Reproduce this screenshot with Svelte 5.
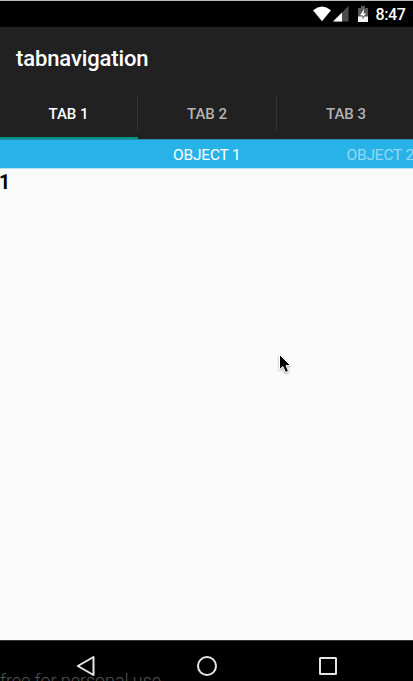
<script>
  const tabs = ['TAB 1', 'TAB 2', 'TAB 3'];
  let active = $state(0);
</script>

<div class="screen">
  <div class="status">
    <svg class="wifi" width="20" height="16" viewBox="0 0 20 16"><path d="M1 4.2Q10-3.2 19 4.2L10 15.2Z" fill="#fff" /></svg>
    <svg class="signal" width="16" height="16" viewBox="0 0 16 16">
      <path d="M0 15.5 15.5 0V15.5Z" fill="#4d4d4d" /><path d="M0 15.5 9 6.5V15.5Z" fill="#fff" />
    </svg>
    <svg class="battery" width="10" height="16" viewBox="0 0 10 16">
      <path d="M0 2H3V0H7V2H10V11H0Z" fill="#5a5a5a" />
      <path d="M0 10.5H10V16H0Z" fill="#f4f4f4" />
      <path d="M6 3 2 9.2H4.7V10.5H5.2L8.2 7.4H5.6Z" fill="#fff" />
      <path d="M4.6 10.5H6.4L4.6 13Z" fill="#333" />
    </svg>
    <span class="clock">8:47</span>
  </div>

  <header><h1>tabnavigation</h1></header>

  <nav class="tabs">
    {#each tabs as tab, i}
      <button class:active={active === i} onclick={() => (active = i)}>{tab}</button>
    {/each}
  </nav>

  <div class="strip">
    <span class="current">OBJECT 1</span>
    <span class="next">OBJECT 2</span>
  </div>

  <main>
    <b>1</b>
    <svg class="cursor" width="16" height="24" viewBox="0 0 16 24">
      <path d="M1.5 1.5V16.6L5 13.6 7.5 19.4 10.5 18.2 8 12.6H12.6Z" fill="#000" stroke="#fff" stroke-width="1" />
    </svg>
  </main>

  <footer>
    <svg width="20" height="22" viewBox="0 0 20 22"><path d="M17.5 2V20L1.8 11Z" /></svg>
    <svg width="22" height="22" viewBox="0 0 22 22"><circle cx="11" cy="11" r="9" /></svg>
    <svg width="20" height="22" viewBox="0 0 20 22"><rect x="2" y="3" width="16" height="16" rx=".5" /></svg>
    <span class="watermark">free for personal use</span>
  </footer>
</div>

<style>
  :global(body) { background: #000; overflow: hidden; }
  .screen {
    box-sizing: border-box;
    width: 413px;
    height: 681px;
    overflow: hidden;
    display: flex;
    flex-direction: column;
    border-top: 1px solid #b9bcbb;
    font-family: Roboto, sans-serif;
    background: #000;
  }
  .status {
    height: 26px;
    flex: none;
    display: flex;
    align-items: flex-start;
    padding: 5px 0 0 312px;
    box-sizing: border-box;
  }
  .signal { margin-left: 1px; }
  .battery { margin-left: 9px; }
  .clock {
    margin-left: 7.5px;
    color: #fff;
    font-size: 16px;
    font-weight: 500;
    letter-spacing: -.4px;
    line-height: 18px;
    white-space: nowrap;
  }
  header {
    height: 63px;
    flex: none;
    display: flex;
    align-items: center;
    padding-left: 16px;
    background: #212121;
  }
  h1 {
    margin: 0;
    color: #fff;
    font-size: 22px;
    font-weight: 500;
    letter-spacing: -.12px;
    line-height: 30px;
  }
  .tabs {
    height: 49px;
    flex: none;
    display: grid;
    grid-template-columns: 138px 139px 136px;
    background: #212121;
  }
  button {
    position: relative;
    margin: 0;
    padding: 0 1px 1px 0;
    border: 0;
    background: none;
    color: #b3b3b3;
    font: 500 15px/20px Roboto, sans-serif;
  }
  button:last-child { padding: 0 0 1px 2px; }
  button.active { color: #fff; box-shadow: inset 0 -2px #009580; }
  button:not(:last-child)::after {
    content: '';
    position: absolute;
    top: 6px;
    right: 0;
    width: 1px;
    height: 35px;
    background: #363636;
  }
  .strip {
    height: 30px;
    flex: none;
    box-sizing: border-box;
    display: flex;
    padding-left: 173px;
    background: #28b3e8;
    border-top: 1px solid #248db4;
    border-bottom: 1px solid #b6e1f3;
    color: #fff;
    font-size: 15.5px;
    letter-spacing: -.2px;
    line-height: 30px;
    white-space: nowrap;
  }
  .current { width: 173.5px; flex: none; }
  .next { color: #94d9f3; }
  main { position: relative; flex: 1; background: #fafafa; }
  b { display: block; font-size: 19.5px; line-height: 28px; font-weight: 700; color: #000; margin-left: -1px; }
  .cursor { position: absolute; left: 278px; top: 184px; filter: drop-shadow(0 1px 1px #0005); }
  footer {
    position: relative;
    box-sizing: border-box;
    height: 41px;
    flex: none;
    display: flex;
    gap: 100px;
    padding: 14px 0 0 75.6px;
    border-top: 1px solid #353535;
    overflow: hidden;
  }
  footer svg { flex: none; fill: none; stroke: #e6e6e6; stroke-width: 2; stroke-linejoin: round; }
  .watermark {
    position: absolute;
    left: 0;
    top: 29px;
    color: #555;
    font-size: 18px;
    font-weight: 300;
    letter-spacing: -.06px;
    line-height: 22px;
    white-space: nowrap;
  }
</style>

+ + + +

§ Stated task
Images in the data above are to be skipped. Retype all other material exactly.

§ Written solution
Reproduce this screenshot with Svelte 5.
<script>
  const tabs = ['TAB 1', 'TAB 2', 'TAB 3'];
  let active = $state(0);
</script>

<div class="screen">
  <div class="status">
    <svg class="wifi" width="20" height="16" viewBox="0 0 20 16"><path d="M1 4.2Q10-3.2 19 4.2L10 15.2Z" fill="#fff" /></svg>
    <svg class="signal" width="16" height="16" viewBox="0 0 16 16">
      <path d="M0 15.5 15.5 0V15.5Z" fill="#4d4d4d" /><path d="M0 15.5 9 6.5V15.5Z" fill="#fff" />
    </svg>
    <svg class="battery" width="10" height="16" viewBox="0 0 10 16">
      <path d="M0 2H3V0H7V2H10V11H0Z" fill="#5a5a5a" />
      <path d="M0 10.5H10V16H0Z" fill="#f4f4f4" />
      <path d="M6 3 2 9.2H4.7V10.5H5.2L8.2 7.4H5.6Z" fill="#fff" />
      <path d="M4.6 10.5H6.4L4.6 13Z" fill="#333" />
    </svg>
    <span class="clock">8:47</span>
  </div>

  <header><h1>tabnavigation</h1></header>

  <nav class="tabs">
    {#each tabs as tab, i}
      <button class:active={active === i} onclick={() => (active = i)}>{tab}</button>
    {/each}
  </nav>

  <div class="strip">
    <span class="current">OBJECT 1</span>
    <span class="next">OBJECT 2</span>
  </div>

  <main>
    <b>1</b>
    <svg class="cursor" width="16" height="24" viewBox="0 0 16 24">
      <path d="M1.5 1.5V16.6L5 13.6 7.5 19.4 10.5 18.2 8 12.6H12.6Z" fill="#000" stroke="#fff" stroke-width="1" />
    </svg>
  </main>

  <footer>
    <svg width="20" height="22" viewBox="0 0 20 22"><path d="M17.5 2V20L1.8 11Z" /></svg>
    <svg width="22" height="22" viewBox="0 0 22 22"><circle cx="11" cy="11" r="9" /></svg>
    <svg width="20" height="22" viewBox="0 0 20 22"><rect x="2" y="3" width="16" height="16" rx=".5" /></svg>
    <span class="watermark">free for personal use</span>
  </footer>
</div>

<style>
  :global(body) { background: #000; overflow: hidden; }
  .screen {
    box-sizing: border-box;
    width: 413px;
    height: 681px;
    overflow: hidden;
    display: flex;
    flex-direction: column;
    border-top: 1px solid #b9bcbb;
    font-family: Roboto, sans-serif;
    background: #000;
  }
  .status {
    height: 26px;
    flex: none;
    display: flex;
    align-items: flex-start;
    padding: 5px 0 0 312px;
    box-sizing: border-box;
  }
  .signal { margin-left: 1px; }
  .battery { margin-left: 9px; }
  .clock {
    margin-left: 7.5px;
    color: #fff;
    font-size: 16px;
    font-weight: 500;
    letter-spacing: -.4px;
    line-height: 18px;
    white-space: nowrap;
  }
  header {
    height: 63px;
    flex: none;
    display: flex;
    align-items: center;
    padding-left: 16px;
    background: #212121;
  }
  h1 {
    margin: 0;
    color: #fff;
    font-size: 22px;
    font-weight: 500;
    letter-spacing: -.12px;
    line-height: 30px;
  }
  .tabs {
    height: 49px;
    flex: none;
    display: grid;
    grid-template-columns: 138px 139px 136px;
    background: #212121;
  }
  button {
    position: relative;
    margin: 0;
    padding: 0 1px 1px 0;
    border: 0;
    background: none;
    color: #b3b3b3;
    font: 500 15px/20px Roboto, sans-serif;
  }
  button:last-child { padding: 0 0 1px 2px; }
  button.active { color: #fff; box-shadow: inset 0 -2px #009580; }
  button:not(:last-child)::after {
    content: '';
    position: absolute;
    top: 6px;
    right: 0;
    width: 1px;
    height: 35px;
    background: #363636;
  }
  .strip {
    height: 30px;
    flex: none;
    box-sizing: border-box;
    display: flex;
    padding-left: 173px;
    background: #28b3e8;
    border-top: 1px solid #248db4;
    border-bottom: 1px solid #b6e1f3;
    color: #fff;
    font-size: 15.5px;
    letter-spacing: -.2px;
    line-height: 30px;
    white-space: nowrap;
  }
  .current { width: 173.5px; flex: none; }
  .next { color: #94d9f3; }
  main { position: relative; flex: 1; background: #fafafa; }
  b { display: block; font-size: 19.5px; line-height: 28px; font-weight: 700; color: #000; margin-left: -1px; }
  .cursor { position: absolute; left: 278px; top: 184px; filter: drop-shadow(0 1px 1px #0005); }
  footer {
    position: relative;
    box-sizing: border-box;
    height: 41px;
    flex: none;
    display: flex;
    gap: 100px;
    padding: 14px 0 0 75.6px;
    border-top: 1px solid #353535;
    overflow: hidden;
  }
  footer svg { flex: none; fill: none; stroke: #e6e6e6; stroke-width: 2; stroke-linejoin: round; }
  .watermark {
    position: absolute;
    left: 0;
    top: 29px;
    color: #555;
    font-size: 18px;
    font-weight: 300;
    letter-spacing: -.06px;
    line-height: 22px;
    white-space: nowrap;
  }
</style>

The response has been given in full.